Wall Street’s 2024 faceplant: The year all its predictions got smoked 

But it’s not a first… it’s been wrong for three years straight.

4 Min Read
Wall Street

Wall Street’s crystal ball missed the mark in 2024 from the get-go.  

While you were still sending those “Happy New Year 🎉” emails earlier this year, the market had already left Wall Street’s targets in the dust. By mid-January, the S&P 500 had surged past analysts’ end-of-year targets — an embarrassment only matched by their confidence. 

Getting it wrong is one thing. The strategists also forecast a modest 2% gain for the year.  

What did the S&P 500 deliver? The index obliterated forecasts, notching a jaw-dropping 27% gain against that lukewarm prediction. 

Take JPMorgan. The world’s biggest bank kicked off 2024 with a timid 4,200-point target, more than 40% below where the S&P actually landed.  

MONIIFY reached out to the big firms for comments, but all we got were out-of-office replies. 

It wasn’t just JPMorgan — Goldman Sachs, Morgan Stanley, Bank of America and UBS all missed the memo. Their forecasts ranged from 4,200 to 5,400, miles short of the 6,000-point milestone the market smashed through.  

The average 2024 projection from these titans? 4,866 — a whopping 22% miss. Of course, most of them updated it over the course of the year.  

“Wall Street’s miss in predicting the S&P 500’s performance in 2024 shows how unpredictable the market can be,” Arun Leslie John, chief market analyst at Century Financial, tells MONIIFY.

Wall Street's S&P 500 predictions.

Risk redux? 

And it might happen again — the top seven to 10 stocks dominate the index, raising the risk that markets could once again drift away from underlying economic reality in the year ahead, John says. 

To be fair, forecasting isn’t a walk in the park.  

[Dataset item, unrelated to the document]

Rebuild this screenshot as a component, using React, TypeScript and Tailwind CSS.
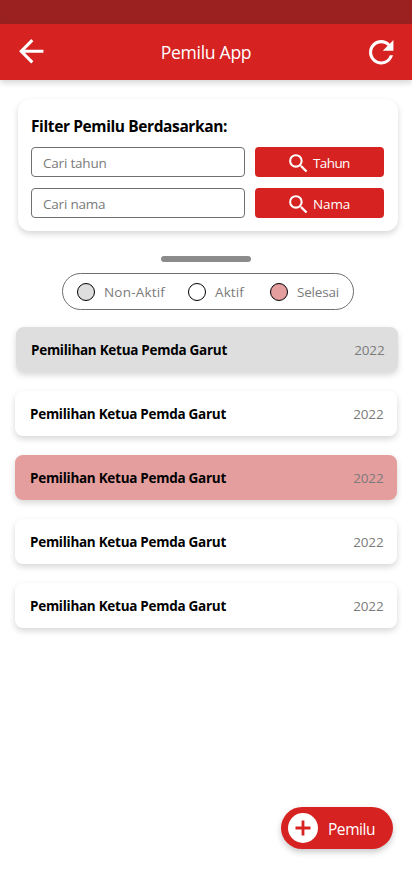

Setting targets means considering lots of variables like interest rates, inflation, economic growth, corporate growth and so on. “Some people tend to take forecasting like set in stone, but it is not,” says Stephane Ekolo, a global equity strategist at TFS Derivatives.  

Forecasting is more of a work in progress, as it’s revised over the year, he tells MONIIFY.  

But let’s be real — this isn’t a one-off. Wall Street’s track record for getting it wrong is legendary. 

Not their first rodeo 

Flashback to 2022 — inflation soared while the Federal Reserve slashed rates post-Covid, but Jerome Powell, Janet Yellen, and Joe Biden insisted it was “transitory.”  

Wall Street, meanwhile, expected modest rate hikes and a rally. JP Morgan called for 5,050, Goldman Sachs said 5,100, Bank of America aimed at 4,600, and Morgan Stanley was at 4,400. Spoiler alert — they were way off. 

The S&P 500 ended the year near 3,839 points, down 19.4%. Yikes. 

They were caught off guard then by the Fed hiking rates fast and the China slowdown. Fast-forward to 2024, and Wall Street was blindsided by the AI boom, Mohamed Hashad, chief market strategist at Noor Capital, tells MONIIFY. Indeed, Nvidia’s monster rally powered much of the S&P’s growth, a phenomenon few strategists saw coming.

What’s on deck for 2025? 

For 2025, most big banks are playing it safe, projecting gains of 7% to 15% for the S&P 500 from current levels. 

We recently polled 17 market pros — strategists, traders, investors and fund managers — and 53% saw stocks ending the year near the bottom of that range, climbing 7.4% to 6,500 points. Not bad, but nothing close to the stellar >20% runs we saw this year and last.  

Then there’s the wild-card bunch: 30% of those polled think the S&P could stall or even slip back to 6,000. 

Will 2025 be another humbling year for Wall Street — or will they finally get it right?